今や軽自動車はスーパーハイトワゴン一色と言っていいほど売れている。それをけん引しているのは、ホンダN-BOXにほならない。
そのいっぽうで、かつて一世を風靡したワゴンR、ムーヴに代表されるハイトワゴン軽自動車は販売面で苦戦が続いている。
そんななか、ムーヴの派生車として登場したムーヴキャンバスが独自のポジションを確立して、本家ムーヴの販売を凌駕する人気となっている。決して目立ちはしない、行ってみれば影の実力車といったところだ。
ムーヴの派生車はこれまでかわいい路線できたが、それとは一線を画すムーヴキャンバスが人気の理由について、渡辺陽一郎氏が考察する。

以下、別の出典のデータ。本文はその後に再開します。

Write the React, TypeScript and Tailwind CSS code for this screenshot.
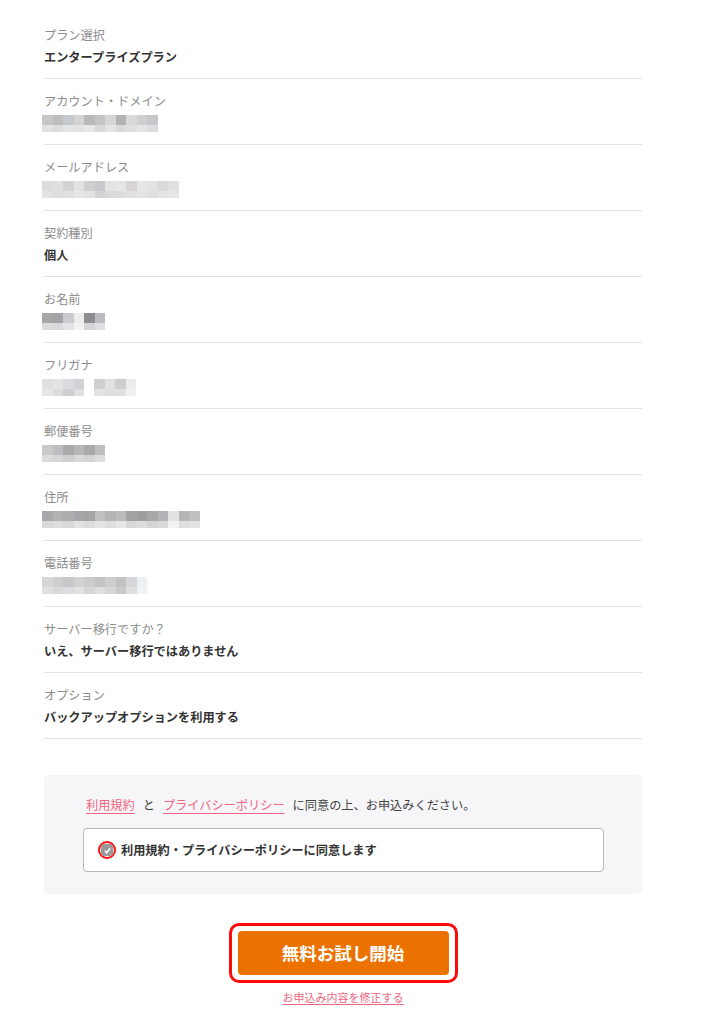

文:渡辺陽一郎/写真:DAIHATSU、SUZUKI
【画像ギャラリー】パステル調からシックなカラーまで15色をラインナップ!! ムーヴキャンバスはボディカラーによってイメージが激変!!
タントの苦戦でダイハツとスズキが熾烈なトップ争い
軽自動車の販売ナンバーワンメーカーはダイハツだ。以前は1973年以来、スズキが1位だったが、2007年(暦年)にダイハツがトップに立った。この時から、2014年以外は、ダイハツが軽自動車販売の首位を守り続けている。
ところが今年はどうなるかわからない。2020年1~6月の軽自動車販売累計台数を見ると、ダイハツが24万1237台、スズキは24万992台だ。ダイハツが1位だが、スズキとの差は245台だから、ほぼ同じ販売実績になる。
ちなみに2019年1~6月の台数は、ダイハツが1万5448台多かった。それ以前は2万台の差を付けていたこともある。
今年はコロナ禍の影響も受けたから、この販売実績が本来の商品力や販売力を反映した結果とは限らないが、接戦であることに変わりはない。
ダイハツとスズキが僅差になった一番の理由は、ダイハツタントの伸び悩みだ。2019年7月に現行型へフルモデルチェンジされたので、それ以降は売れ行きを急増させると思われた。
しかし2019年10月以降の売れ行きは、11月を除くと、対前年比が横這いだったり、減少している。
その結果、通常はフルモデルチェンジの直前に用意するような格安の特別仕様車をコロナ禍の前に設定した。稼ぎ頭が挫折したダイハツの困窮ぶりがうかがえる。